Cary Williams, signed in the spring as a free agent from Philadelphia to replace Byron Maxwell as the starting cornerback opposite Richard Sherman, made a nice peel-back move that Tarvaris Jackson never saw. Williams intercepted the sideline pass intended for Kasen Williams.

Carroll said after the scrimmage the starting right cornerback job remains open. But Williams leads Seisay and Tharold Simon — by plenty. Carroll said Simon is due back in “a couple weeks” after offseason shoulder surgery.

Christine Michael had a short rushing touchdown with the second-string offense, for which former University of Washington wide receiver Kasen Williams shined.

The undrafted rookie and former Parade Magazine national player of the year at Skyline High School in the Seattle suburb of Sammamish had four catches against the first-team defense. The receptions tied Doug Baldwin for most in the scrimmage.

Williams’ first catch was his most impressive: a 30-yard sprint past Cary Williams on a go route for the catch.

As Carroll noted again, Kasen Williams’ senior season at UW got derailed by a broken leg and displaced foot bone midway through his junior season. But Carroll said Williams now looks like he did coming out of Skyline, when Carroll was recruiting him for USC.

The exhibition games are going to be huge for Williams.

Extra points

Earl Thomas isn’t likely to be back practicing fully for another couple of weeks, Carroll said. The All-Pro free safety came off the physically-unable-to-perform list Wednesday so he could participate more in the team’s walk-through practices each afternoon that follow the fuller, morning practices. … Drew Nowak continued to get most of the first-team plays as the center.

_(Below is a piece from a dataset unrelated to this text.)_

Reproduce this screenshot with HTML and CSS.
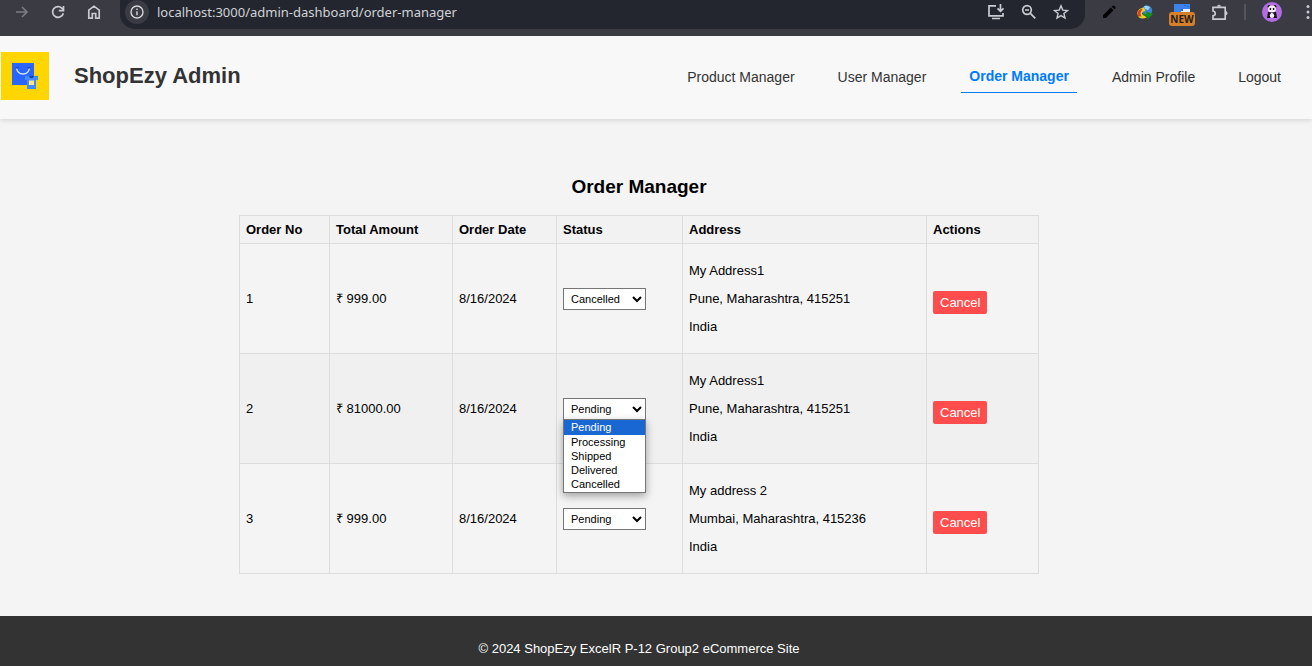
FILE: index.html
```html
<!DOCTYPE html>
<html lang="en">
<head>
<meta charset="utf-8">
<title>ShopEzy Admin - Order Manager</title>
<link rel="stylesheet" href="styles.css">
</head>
<body>
<div class="toolbar">
  <button class="tool dim" aria-label="Forward"><svg width="14" height="14" viewBox="0 0 14 14" fill="none" stroke="currentColor" stroke-width="1.6"><path d="M1 7h11M7 2l5 5-5 5"/></svg></button>
  <button class="tool" aria-label="Reload"><svg width="14" height="14" viewBox="0 0 14 14" fill="none" stroke="currentColor" stroke-width="1.7"><path d="M12.300 8.200A5.400 5.400 0 1 1 11 3.300L12.300 4.800M12.500 1v4.600H7.800"/></svg></button>
  <button class="tool" aria-label="Home"><svg width="14" height="14" viewBox="0 0 14 14" fill="none" stroke="currentColor" stroke-width="1.7"><path d="M1.800 13.100V5.200L7 1.200l5.200 4v7.900H8.700V8.500H5.300v4.600z"/></svg></button>
  <div class="omnibox">
    <button class="info" aria-label="Site information"><svg width="14" height="14" viewBox="0 0 14 14" fill="none" stroke="currentColor" stroke-width="1.4"><circle cx="7" cy="7" r="6"/><path d="M7 6.200v4M7 3.500v1.500"/></svg></button>
    <input class="url" type="text" aria-label="Address" value="localhost:3000/admin-dashboard/order-manager">
    <button class="tool" aria-label="Install app"><svg width="18" height="16" viewBox="0 0 18 16" fill="none" stroke="currentColor" stroke-width="1.7"><path d="M9 1.800H2v10h14V9M5 14.500h8M13.500 0v7M10.500 4.300l3 3 3-3"/></svg></button>
    <button class="tool" aria-label="Zoom"><svg width="16" height="16" viewBox="0 0 16 16" fill="none" stroke="currentColor" stroke-width="1.700"><circle cx="6" cy="6" r="4.300"/><path d="M9.300 9.300l5 5M4 6h4"/></svg></button>
    <button class="tool" aria-label="Bookmark"><svg width="16" height="16" viewBox="0 0 16 16" fill="none" stroke="currentColor" stroke-width="1.400"><path d="M8 1.800l1.800 4.300 4.700.4-3.600 3 1.100 4.600L8 11.600l-4 2.500 1.100-4.600-3.600-3 4.700-.4z"/></svg></button>
  </div>
  <div class="extensions">
    <button class="tool" aria-label="Editor extension"><svg width="14" height="14" viewBox="0 0 14 14" fill="#050505"><path d="M1 13V10.200L8.800 2.600l2.700 2.700L3.800 13zM9.700 1.700L10.800.7q.7-.6 1.400 0l1.200 1.200q.6.700 0 1.400l-1.100 1z"/></svg></button>
    <button class="tool" aria-label="Download manager"><svg width="16" height="15" viewBox="0 0 16 15"><circle cx="10" cy="5.500" r="5.200" fill="#3d83cf"/><path d="M7 1q4-1.200 6 1.500L11 5 8 4z" fill="#9bd7f5"/><path d="M0 8.500Q1 3 7 2.500L8.500 6Q5 6 5 9l5 3.500q-5 2-8 0z" fill="#e8d12b"/><path d="M.5 8q1-4 5-4.500L4.500 6q-2 2 0 5.500Q0 12 .5 8z" fill="#dd3b22"/><path d="M5.500 8l4 1-.5-2.500 7 2.500-5.500 5.500.3-2.500-4.300-1.500z" fill="#129018"/></svg></button>
    <button class="tool badge-holder" aria-label="New extension"><svg width="16" height="14" viewBox="0 0 16 14"><path d="M0 0h16v14H0z" fill="#3c82ed"/><path d="M7 5h9v6H7z" fill="#e6edf8"/><path d="M7 5h2v2H7z" fill="#2869d4"/><path d="M10 1h2v1h-2zM13 2h2v1h-2z" fill="#2369d3"/></svg><span class="badge">NEW</span></button>
    <button class="tool" aria-label="Extensions"><svg width="17" height="17" viewBox="0 0 17 17" fill="none" stroke="currentColor" stroke-width="1.700"><path d="M2 3.300h12.200v11.900H2v-3.400q2.200-.4 2.200-2.400T2 7z"/><path d="M6.300 2.500q0-1.500 1.700-1.500t1.700 1.500zM15 7.500q1.300 0 1.300 1.700T15 10.900z" fill="currentColor" stroke-width=".5"/></svg></button>
    <span class="divider"></span>
    <button class="tool" aria-label="Profile"><svg width="20" height="20" viewBox="0 0 20 20"><circle cx="10" cy="10" r="10" fill="#b46ce2"/><g fill="#171319"><circle cx="7" cy="4.500" r="1.500"/><circle cx="13" cy="4.500" r="1.500"/><path d="M6 10h8l1 6H5z"/></g><ellipse cx="10" cy="7" rx="4" ry="3.500" fill="#f4eff5"/><ellipse cx="10" cy="13.500" rx="2.200" ry="2.500" fill="#f4eff5"/><circle cx="8.400" cy="7" r=".9"/><circle cx="11.600" cy="7" r=".9"/></svg></button>
    <button class="tool more" aria-label="Menu"><svg width="4" height="16" viewBox="0 0 4 16" fill="currentColor"><circle cx="2" cy="2.500" r="1.500"/><circle cx="2" cy="8" r="1.500"/><circle cx="2" cy="13.500" r="1.500"/></svg></button>
  </div>
</div>

<header class="header">
  <svg class="logo" width="48" height="48" viewBox="0 0 48 48" role="img" aria-label="ShopEzy logo"><path d="M0 0h48v48H0z" fill="#ffd600"/><path d="M11 11h22v22H11z" fill="#2b65ff"/><path d="M15.500 16q1 6 6.500 6t6.500-6" fill="none" stroke="#d5e4ff" stroke-width="1.400"/><path d="M14.500 15h3v1.500h-3zM26.500 15h3v1.500h-3z" fill="#174bad"/><path d="M24 24h13v4h-2v9H26v-9h-2z" fill="#448aff"/><path d="M28 24h5l-1 2h-3z" fill="#1545a4"/><path d="M28 28.500h5v4.500h-5z" fill="#ffe680"/></svg>
  <h1 class="brand">ShopEzy Admin</h1>
  <nav class="nav">
    <a href="#">Product Manager</a>
    <a href="#">User Manager</a>
    <a href="#" class="active" aria-current="page">Order Manager</a>
    <a href="#">Admin Profile</a>
    <a href="#">Logout</a>
  </nav>
</header>

<main class="main">
  <h2 class="heading">Order Manager</h2>
  <table class="orders">
    <colgroup><col class="c-no"><col class="c-total"><col class="c-date"><col class="c-status"><col class="c-address"><col class="c-actions"></colgroup>
    <thead>
      <tr><th>Order No</th><th>Total Amount</th><th>Order Date</th><th>Status</th><th>Address</th><th>Actions</th></tr>
    </thead>
    <tbody>
      <tr>
        <td>1</td><td>₹ 999.00</td><td>8/16/2024</td>
        <td><div class="status"><select aria-label="Status of order 1"><option>Pending</option><option>Processing</option><option>Shipped</option><option>Delivered</option><option selected>Cancelled</option></select></div></td>
        <td><p>My Address1</p><p>Pune, Maharashtra, 415251</p><p>India</p></td>
        <td><button class="cancel">Cancel</button></td>
      </tr>
      <tr>
        <td>2</td><td>₹ 81000.00</td><td>8/16/2024</td>
        <td><div class="status"><select aria-label="Status of order 2"><option selected>Pending</option><option>Processing</option><option>Shipped</option><option>Delivered</option><option>Cancelled</option></select>
          <ul class="menu" role="listbox" aria-label="Status options"><li class="current" role="option" aria-selected="true">Pending</li><li role="option">Processing</li><li role="option">Shipped</li><li role="option">Delivered</li><li role="option">Cancelled</li></ul></div></td>
        <td><p>My Address1</p><p>Pune, Maharashtra, 415251</p><p>India</p></td>
        <td><button class="cancel">Cancel</button></td>
      </tr>
      <tr>
        <td>3</td><td>₹ 999.00</td><td>8/16/2024</td>
        <td><div class="status"><select aria-label="Status of order 3"><option selected>Pending</option><option>Processing</option><option>Shipped</option><option>Delivered</option><option>Cancelled</option></select></div></td>
        <td><p>My address 2</p><p>Mumbai, Maharashtra, 415236</p><p>India</p></td>
        <td><button class="cancel">Cancel</button></td>
      </tr>
    </tbody>
  </table>
</main>

<footer class="footer"><p>© 2024 ShopEzy ExcelR P-12 Group2 eCommerce Site</p></footer>
</body>
</html>
```
FILE: styles.css
```css
* { box-sizing: border-box; }

body {
  margin: 0;
  min-height: 100vh;
  display: flex;
  flex-direction: column;
  background: #f4f4f4;
  color: #000;
  font: 13px/15px "Liberation Sans", Arial, sans-serif;
}

button, input, select { font-family: inherit; }

/* Browser toolbar */
.toolbar {
  display: flex;
  align-items: flex-start;
  height: 36px;
  padding: 0 2px 0 15px;
  gap: 22px;
  overflow: hidden;
  background: #3a3b43;
  color: #c9cbd1;
}

.tool {
  display: flex;
  align-items: center;
  justify-content: center;
  flex: none;
  height: 24px;
  padding: 0;
  border: 0;
  background: none;
  color: inherit;
}

.dim { color: #7d7e84; }

.omnibox {
  flex: 1;
  display: flex;
  align-items: flex-start;
  gap: 16px;
  height: 29px;
  margin: 0 -5px 0 -3px;
  padding: 0 16px 0 5px;
  border-radius: 0 0 15px 15px;
  background: #23262e;
}

.info {
  display: flex;
  align-items: center;
  justify-content: center;
  width: 24px;
  height: 24px;
  padding: 0;
  border: 0;
  border-radius: 12px;
  background: #3a3b43;
  color: #d5d7da;
}

.url {
  flex: 1;
  min-width: 0;
  height: 24px;
  margin-left: -8px;
  padding: 0;
  border: 0;
  background: none;
  color: #d0d3d7;
  font: 13px/24px "Noto Sans", sans-serif;
}

.extensions {
  display: flex;
  align-items: flex-start;
  gap: 21px;
}

.badge-holder {
  position: relative;
  align-items: flex-start;
  padding-top: 4px;
}

.badge {
  position: absolute;
  top: 12px;
  left: -5px;
  width: 26px;
  height: 14px;
  border-radius: 3px;
  background: #d7802b;
  color: #242018;
  font: bold 10px/14px "Open Sans", sans-serif;
  text-align: center;
}

.divider {
  width: 2px;
  height: 16px;
  margin: 4px -5px 0;
  background: #54555e;
}

.more { margin-left: 3px; }

/* Site header */
.header {
  display: flex;
  align-items: center;
  height: 83px;
  padding: 0 23px 3px 1px;
  background: #f8f8f8;
  box-shadow: 0 2px 4px rgba(0, 0, 0, 0.1);
}

.brand {
  margin: 0 0 0 25px;
  color: #333;
  font-size: 22px;
  line-height: 26px;
}

.nav {
  display: flex;
  align-items: flex-end;
  gap: 27px;
  margin-left: auto;
}

.nav a {
  padding: 9px 8px 8px;
  color: #333;
  font-size: 14px;
  line-height: 16px;
  text-decoration: none;
}

.nav .active {
  border-bottom: 1px solid #007bff;
  color: #007bff;
  font-weight: bold;
}

/* Orders */
.main { padding: 57px 34px 42px 0; }

.heading {
  margin: 0 0 17px;
  font-size: 19px;
  line-height: 22px;
  text-align: center;
}

.orders {
  width: 800px;
  max-width: 100%;
  margin: 0 auto;
  table-layout: fixed;
  border-collapse: collapse;
}

.c-no { width: 90px; }
.c-total { width: 123px; }
.c-date { width: 104px; }
.c-status { width: 126px; }
.c-address { width: 244px; }
.c-actions { width: 112px; }

th, td {
  padding: 6px;
  border: 1px solid #ddd;
  text-align: left;
}

th { background: #f2f2f2; }
tbody tr:nth-child(even) { background: #f0f0f0; }
td p { margin: 13px 0; }

.status {
  position: relative;
  width: 83px;
}

select {
  display: block;
  width: 100%;
  height: 22px;
  padding: 0 3px;
  border: 1px solid #767676;
  border-radius: 0;
  background-color: #fff;
  color: #000;
  font-size: 11px;
}

.menu {
  position: absolute;
  top: 21px;
  left: 0;
  z-index: 1;
  width: 100%;
  margin: 0;
  padding: 0 0 1px;
  border: 1px solid #767676;
  background: #fff;
  box-shadow: 0 3px 8px rgba(0, 0, 0, 0.35);
  font-size: 11px;
  line-height: 14px;
  list-style: none;
}

.menu li { padding: 0 7px; }

.menu .current {
  padding-bottom: 1px;
  background: #1967d2;
  color: #fff;
}

.cancel {
  display: block;
  margin-top: 8px;
  padding: 4px 7px;
  border: 0;
  border-radius: 2px;
  background: #ff4d4d;
  color: #fff;
  font-size: 13px;
  line-height: 15px;
}

/* Footer */
.footer {
  flex: 1;
  padding: 25px 34px 10px 0;
  background: #333;
  color: #fff;
  text-align: center;
}

.footer p { margin: 0; }
```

Carroll said this week if the team had to play a game now Lemuel Jeanpierre would be the center to replace Max Unger, whom Seattle traded for Graham. But Nowak, the 2014 practice-squad guard and college defensive tackle at Western Michigan four years ago, is getting a very long look. The sense is line coach Tom Cable knows what he has in Jeanpierre, the five-year backup to Unger. He wants to see all he may have at center with Nowak. Nowak had a shotgun snap go off Wilson’s hands for a ruined play. Jeanpierre and Jackson had a mishandled snap, too. … As advertised, Graham and rookie wide receiver Tyler Lockett were all over formations, inside and outside as slot and wide receivers. Offensive coordinator Darrell Bevell is going to have options galore with those two. Lockett got targeted twice and had one catch. … Jackson was 8 of 15 passing in five drives. Those drives ended in punts three times, one interception and Michael’s touchdown run. … Archer was 4 for 9 with two interceptions. Expect the Seahawks to keep auditioning potential third-string QBs, or to just be content to have converted-to-wide-receiver B.J. Daniels as the emergency No. 3 passer — if Daniels makes the roster.